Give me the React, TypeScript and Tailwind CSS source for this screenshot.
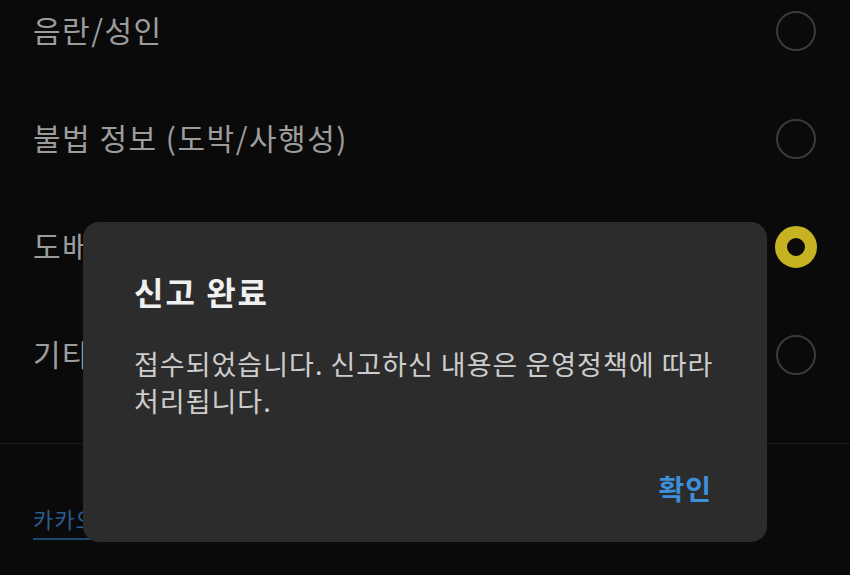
import React from "react";

const items = [
  { label: "음란/성인", selected: false },
  { label: "불법 정보 (도박/사행성)", selected: false },
  { label: "도배", selected: true },
  { label: "기타", selected: false },
];

function Radio({ selected }: { selected: boolean }) {
  if (selected) {
    return (
      <div className="w-[42px] h-[42px] rounded-full border-[12px] border-[#c7b322] bg-[#0a0a0a] shrink-0" />
    );
  }
  return <div className="w-[40px] h-[40px] mr-px rounded-full border-2 border-[#3a3a3a] shrink-0" />;
}

export default function App() {
  return (
    <div
      className="relative w-[850px] h-[575px] overflow-hidden bg-[#0a0a0a]"
      style={{ fontFamily: '"Noto Sans CJK KR", "Noto Sans", sans-serif' }}
    >
      <div className="flex flex-col -mt-[23px]">
        {items.map((it) => (
          <div key={it.label} className="h-[108px] flex items-center justify-between pl-[33px] pr-[33px]">
            <span className="mb-[4px] text-[30px] leading-none tracking-[1.5px] text-[#9c9c9c]">{it.label}</span>
            <Radio selected={it.selected} />
          </div>
        ))}
      </div>
      <div className="mt-[34px] h-px bg-[#1c1c1c]" />
      <div className="pl-[33px] pt-[63px]">
        <span className="text-[22px] leading-none tracking-[1px] text-[#2b5b8e] border-b-2 border-[#1f4670] pb-[4px]">
          카카오 운영정책 보기
        </span>
      </div>

      <div className="absolute left-[83px] top-[222px] w-[684px] h-[320px] rounded-[16px] bg-[#2c2c2c] flex flex-col pl-[51px] pr-[55px] pt-[53px]">
        <div className="text-[32px] leading-none tracking-[2px] font-bold text-[#f0f0f0]">신고 완료</div>
        <div className="mt-[38px] text-[27px] leading-[37px] tracking-[1px] text-[#cdcdcd] whitespace-nowrap">
          접수되었습니다. 신고하신 내용은 운영정책에 따라
          <br />
          처리됩니다.
        </div>
        <div className="mt-auto mb-[40px] flex justify-end">
          <span className="text-[28px] leading-none tracking-[1px] font-bold text-[#3d8fd9]">확인</span>
        </div>
      </div>
    </div>
  );
}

- [Objective]: Omit pictures; set down the rest of the material word for word.

- [Complete output]:
Give me the React, TypeScript and Tailwind CSS source for this screenshot.
import React from "react";

const items = [
  { label: "음란/성인", selected: false },
  { label: "불법 정보 (도박/사행성)", selected: false },
  { label: "도배", selected: true },
  { label: "기타", selected: false },
];

function Radio({ selected }: { selected: boolean }) {
  if (selected) {
    return (
      <div className="w-[42px] h-[42px] rounded-full border-[12px] border-[#c7b322] bg-[#0a0a0a] shrink-0" />
    );
  }
  return <div className="w-[40px] h-[40px] mr-px rounded-full border-2 border-[#3a3a3a] shrink-0" />;
}

export default function App() {
  return (
    <div
      className="relative w-[850px] h-[575px] overflow-hidden bg-[#0a0a0a]"
      style={{ fontFamily: '"Noto Sans CJK KR", "Noto Sans", sans-serif' }}
    >
      <div className="flex flex-col -mt-[23px]">
        {items.map((it) => (
          <div key={it.label} className="h-[108px] flex items-center justify-between pl-[33px] pr-[33px]">
            <span className="mb-[4px] text-[30px] leading-none tracking-[1.5px] text-[#9c9c9c]">{it.label}</span>
            <Radio selected={it.selected} />
          </div>
        ))}
      </div>
      <div className="mt-[34px] h-px bg-[#1c1c1c]" />
      <div className="pl-[33px] pt-[63px]">
        <span className="text-[22px] leading-none tracking-[1px] text-[#2b5b8e] border-b-2 border-[#1f4670] pb-[4px]">
          카카오 운영정책 보기
        </span>
      </div>

      <div className="absolute left-[83px] top-[222px] w-[684px] h-[320px] rounded-[16px] bg-[#2c2c2c] flex flex-col pl-[51px] pr-[55px] pt-[53px]">
        <div className="text-[32px] leading-none tracking-[2px] font-bold text-[#f0f0f0]">신고 완료</div>
        <div className="mt-[38px] text-[27px] leading-[37px] tracking-[1px] text-[#cdcdcd] whitespace-nowrap">
          접수되었습니다. 신고하신 내용은 운영정책에 따라
          <br />
          처리됩니다.
        </div>
        <div className="mt-auto mb-[40px] flex justify-end">
          <span className="text-[28px] leading-none tracking-[1px] font-bold text-[#3d8fd9]">확인</span>
        </div>
      </div>
    </div>
  );
}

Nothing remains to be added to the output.